Given exercise:
Read the lines that follow and pick out every one containing the word "screenshot".

Records supplied:
"""

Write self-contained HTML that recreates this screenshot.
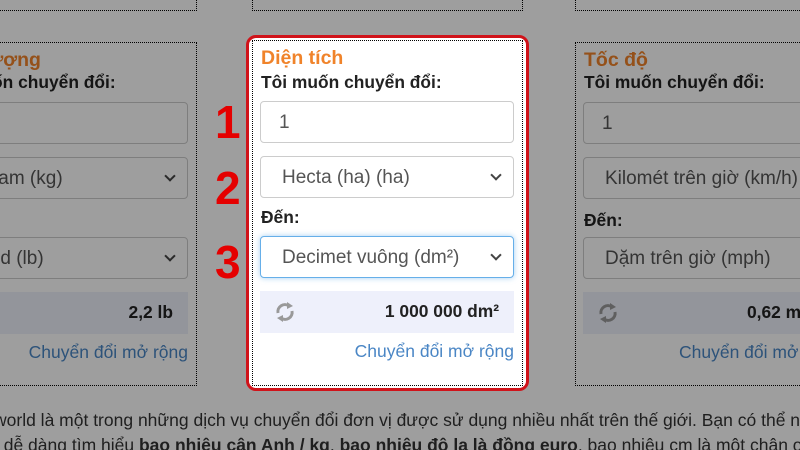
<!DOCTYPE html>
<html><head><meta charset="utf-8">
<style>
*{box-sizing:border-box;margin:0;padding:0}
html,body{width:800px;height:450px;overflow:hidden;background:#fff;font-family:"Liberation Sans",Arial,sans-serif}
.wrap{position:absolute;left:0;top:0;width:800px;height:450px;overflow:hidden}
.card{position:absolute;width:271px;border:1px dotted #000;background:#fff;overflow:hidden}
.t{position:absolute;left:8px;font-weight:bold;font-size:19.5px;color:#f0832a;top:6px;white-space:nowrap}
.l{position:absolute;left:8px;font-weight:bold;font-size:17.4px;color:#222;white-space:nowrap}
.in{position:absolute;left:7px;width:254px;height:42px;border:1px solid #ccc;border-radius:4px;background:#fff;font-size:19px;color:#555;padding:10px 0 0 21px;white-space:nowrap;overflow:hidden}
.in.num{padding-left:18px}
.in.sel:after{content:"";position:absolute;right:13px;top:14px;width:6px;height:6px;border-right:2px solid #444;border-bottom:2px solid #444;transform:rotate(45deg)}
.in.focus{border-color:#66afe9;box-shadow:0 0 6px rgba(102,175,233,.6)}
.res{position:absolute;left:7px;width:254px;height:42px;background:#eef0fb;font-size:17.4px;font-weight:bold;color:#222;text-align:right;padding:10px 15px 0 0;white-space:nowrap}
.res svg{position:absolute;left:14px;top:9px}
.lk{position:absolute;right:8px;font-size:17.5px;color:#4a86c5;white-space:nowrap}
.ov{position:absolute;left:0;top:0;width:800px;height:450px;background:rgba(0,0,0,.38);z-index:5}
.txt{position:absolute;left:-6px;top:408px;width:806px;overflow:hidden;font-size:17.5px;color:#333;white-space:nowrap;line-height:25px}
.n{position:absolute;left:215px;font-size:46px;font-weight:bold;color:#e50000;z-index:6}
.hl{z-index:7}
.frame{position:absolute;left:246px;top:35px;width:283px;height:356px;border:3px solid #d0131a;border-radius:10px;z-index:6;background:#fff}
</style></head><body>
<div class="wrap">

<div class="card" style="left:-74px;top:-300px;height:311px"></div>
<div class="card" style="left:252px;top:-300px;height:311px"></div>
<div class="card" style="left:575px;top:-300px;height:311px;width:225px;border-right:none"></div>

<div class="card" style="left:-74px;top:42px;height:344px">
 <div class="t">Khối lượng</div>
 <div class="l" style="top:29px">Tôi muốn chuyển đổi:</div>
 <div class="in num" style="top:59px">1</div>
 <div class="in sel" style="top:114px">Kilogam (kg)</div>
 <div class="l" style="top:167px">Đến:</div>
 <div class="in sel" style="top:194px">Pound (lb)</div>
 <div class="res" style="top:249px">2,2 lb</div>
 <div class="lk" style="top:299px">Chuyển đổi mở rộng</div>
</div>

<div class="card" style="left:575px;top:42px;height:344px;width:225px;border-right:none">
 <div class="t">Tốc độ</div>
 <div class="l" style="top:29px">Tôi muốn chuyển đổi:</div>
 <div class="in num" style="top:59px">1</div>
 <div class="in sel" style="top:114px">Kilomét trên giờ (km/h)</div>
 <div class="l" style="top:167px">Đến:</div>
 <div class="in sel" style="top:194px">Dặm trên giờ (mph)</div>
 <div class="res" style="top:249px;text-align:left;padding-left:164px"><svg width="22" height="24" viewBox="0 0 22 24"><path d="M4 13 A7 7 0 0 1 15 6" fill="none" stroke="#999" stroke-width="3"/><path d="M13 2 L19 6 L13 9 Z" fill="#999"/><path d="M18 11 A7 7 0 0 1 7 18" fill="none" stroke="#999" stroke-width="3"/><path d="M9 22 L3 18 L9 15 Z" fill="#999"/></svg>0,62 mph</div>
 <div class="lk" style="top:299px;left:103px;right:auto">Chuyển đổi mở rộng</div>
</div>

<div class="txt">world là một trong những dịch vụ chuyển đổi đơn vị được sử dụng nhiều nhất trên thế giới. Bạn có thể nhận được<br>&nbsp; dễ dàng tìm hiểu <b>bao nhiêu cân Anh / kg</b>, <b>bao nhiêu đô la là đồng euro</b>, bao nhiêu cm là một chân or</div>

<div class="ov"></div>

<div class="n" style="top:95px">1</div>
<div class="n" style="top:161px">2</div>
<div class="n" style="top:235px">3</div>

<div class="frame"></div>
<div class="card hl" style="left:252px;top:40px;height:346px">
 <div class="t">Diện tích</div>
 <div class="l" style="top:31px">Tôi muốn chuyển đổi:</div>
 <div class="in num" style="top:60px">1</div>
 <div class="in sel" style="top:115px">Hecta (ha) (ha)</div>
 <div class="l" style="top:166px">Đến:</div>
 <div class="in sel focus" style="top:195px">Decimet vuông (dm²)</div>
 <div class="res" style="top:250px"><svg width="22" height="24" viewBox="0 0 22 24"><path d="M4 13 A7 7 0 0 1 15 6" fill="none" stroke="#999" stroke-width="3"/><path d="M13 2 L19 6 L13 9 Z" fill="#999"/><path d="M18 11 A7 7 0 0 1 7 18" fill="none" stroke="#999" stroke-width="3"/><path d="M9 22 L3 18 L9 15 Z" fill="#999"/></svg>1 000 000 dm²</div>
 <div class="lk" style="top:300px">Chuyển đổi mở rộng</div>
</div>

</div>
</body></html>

"""
"""

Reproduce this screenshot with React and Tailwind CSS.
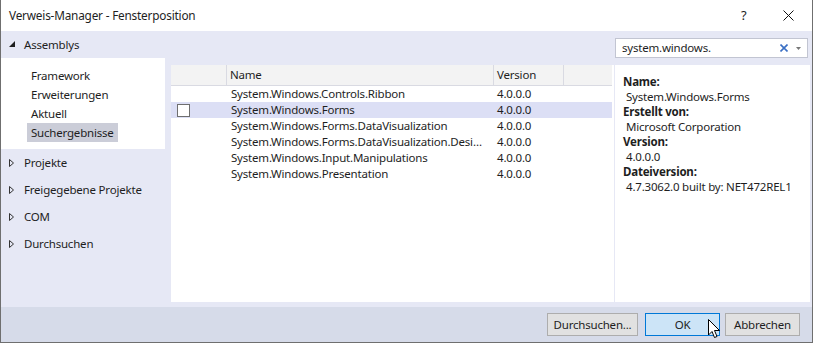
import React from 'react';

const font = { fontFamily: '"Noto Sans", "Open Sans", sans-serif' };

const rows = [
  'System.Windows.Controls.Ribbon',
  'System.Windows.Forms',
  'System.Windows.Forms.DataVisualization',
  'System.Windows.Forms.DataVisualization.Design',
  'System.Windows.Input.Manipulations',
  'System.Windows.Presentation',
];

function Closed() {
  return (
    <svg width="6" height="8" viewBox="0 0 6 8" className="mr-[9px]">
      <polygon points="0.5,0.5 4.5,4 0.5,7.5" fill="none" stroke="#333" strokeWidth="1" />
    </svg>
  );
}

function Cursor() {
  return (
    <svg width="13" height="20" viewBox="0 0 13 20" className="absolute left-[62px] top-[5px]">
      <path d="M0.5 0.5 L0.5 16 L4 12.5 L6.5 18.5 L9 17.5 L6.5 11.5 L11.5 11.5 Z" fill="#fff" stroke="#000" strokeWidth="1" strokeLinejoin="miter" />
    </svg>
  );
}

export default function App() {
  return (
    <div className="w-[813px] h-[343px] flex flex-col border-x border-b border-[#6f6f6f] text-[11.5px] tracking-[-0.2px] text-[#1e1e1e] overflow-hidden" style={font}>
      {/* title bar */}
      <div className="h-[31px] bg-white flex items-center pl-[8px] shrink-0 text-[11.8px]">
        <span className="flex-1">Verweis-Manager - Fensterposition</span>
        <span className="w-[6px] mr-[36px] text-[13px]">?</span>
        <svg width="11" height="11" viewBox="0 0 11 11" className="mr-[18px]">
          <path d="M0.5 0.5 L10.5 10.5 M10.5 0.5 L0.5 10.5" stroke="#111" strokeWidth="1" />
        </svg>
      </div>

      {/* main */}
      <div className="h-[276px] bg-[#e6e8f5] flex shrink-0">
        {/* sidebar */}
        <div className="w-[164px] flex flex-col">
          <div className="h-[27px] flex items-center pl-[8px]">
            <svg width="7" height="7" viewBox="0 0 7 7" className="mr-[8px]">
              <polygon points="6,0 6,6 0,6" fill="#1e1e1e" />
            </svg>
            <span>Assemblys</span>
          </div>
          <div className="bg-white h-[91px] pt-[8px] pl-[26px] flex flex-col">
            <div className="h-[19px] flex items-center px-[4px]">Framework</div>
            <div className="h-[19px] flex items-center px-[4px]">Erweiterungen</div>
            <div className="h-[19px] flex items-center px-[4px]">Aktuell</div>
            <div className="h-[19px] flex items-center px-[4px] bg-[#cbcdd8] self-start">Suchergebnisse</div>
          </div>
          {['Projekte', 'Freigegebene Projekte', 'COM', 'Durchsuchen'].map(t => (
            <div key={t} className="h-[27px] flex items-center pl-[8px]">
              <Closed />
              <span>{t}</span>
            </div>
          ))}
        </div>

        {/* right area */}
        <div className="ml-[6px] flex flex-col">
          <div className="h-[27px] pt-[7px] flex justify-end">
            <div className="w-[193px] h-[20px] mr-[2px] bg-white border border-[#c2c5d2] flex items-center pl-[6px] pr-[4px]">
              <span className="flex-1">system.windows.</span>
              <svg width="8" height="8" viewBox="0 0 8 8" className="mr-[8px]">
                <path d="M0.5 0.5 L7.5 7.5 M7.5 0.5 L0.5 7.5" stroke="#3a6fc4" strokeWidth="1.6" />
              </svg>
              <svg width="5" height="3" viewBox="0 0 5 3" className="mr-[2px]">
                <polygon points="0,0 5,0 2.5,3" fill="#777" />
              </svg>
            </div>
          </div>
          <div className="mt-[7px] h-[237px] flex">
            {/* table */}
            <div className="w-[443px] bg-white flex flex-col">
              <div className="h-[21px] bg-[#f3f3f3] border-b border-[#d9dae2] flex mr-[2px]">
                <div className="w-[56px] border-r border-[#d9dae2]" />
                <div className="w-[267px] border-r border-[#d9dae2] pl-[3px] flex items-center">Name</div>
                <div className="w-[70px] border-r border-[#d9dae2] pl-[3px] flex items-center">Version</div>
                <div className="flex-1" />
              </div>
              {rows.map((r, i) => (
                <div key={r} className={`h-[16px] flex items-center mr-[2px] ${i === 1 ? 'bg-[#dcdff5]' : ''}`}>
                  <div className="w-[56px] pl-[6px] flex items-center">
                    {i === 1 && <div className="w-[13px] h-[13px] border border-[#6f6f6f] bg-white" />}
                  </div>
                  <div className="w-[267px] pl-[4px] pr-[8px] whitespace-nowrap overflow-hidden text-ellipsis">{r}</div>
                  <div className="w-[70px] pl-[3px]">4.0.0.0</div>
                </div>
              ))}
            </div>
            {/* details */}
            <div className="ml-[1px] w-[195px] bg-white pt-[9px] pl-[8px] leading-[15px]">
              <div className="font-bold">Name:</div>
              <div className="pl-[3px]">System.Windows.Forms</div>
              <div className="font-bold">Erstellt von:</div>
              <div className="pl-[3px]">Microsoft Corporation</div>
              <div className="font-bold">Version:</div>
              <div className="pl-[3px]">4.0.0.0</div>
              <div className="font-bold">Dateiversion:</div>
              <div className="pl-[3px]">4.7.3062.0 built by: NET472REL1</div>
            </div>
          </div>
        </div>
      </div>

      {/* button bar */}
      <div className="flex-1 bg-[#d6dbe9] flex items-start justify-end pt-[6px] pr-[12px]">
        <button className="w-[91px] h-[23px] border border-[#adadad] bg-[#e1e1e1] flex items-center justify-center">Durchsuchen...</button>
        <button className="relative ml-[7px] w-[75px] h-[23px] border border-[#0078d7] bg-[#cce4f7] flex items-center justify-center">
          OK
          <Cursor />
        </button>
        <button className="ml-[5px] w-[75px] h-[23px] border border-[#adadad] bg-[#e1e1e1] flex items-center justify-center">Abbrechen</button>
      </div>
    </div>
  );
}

"""
"""

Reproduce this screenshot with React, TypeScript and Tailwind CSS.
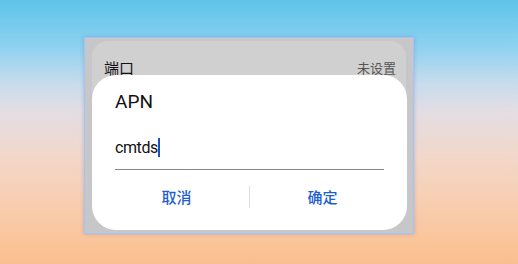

"""

Task answer:
Write self-contained HTML that recreates this screenshot.
Reproduce this screenshot with React and Tailwind CSS.
Reproduce this screenshot with React, TypeScript and Tailwind CSS.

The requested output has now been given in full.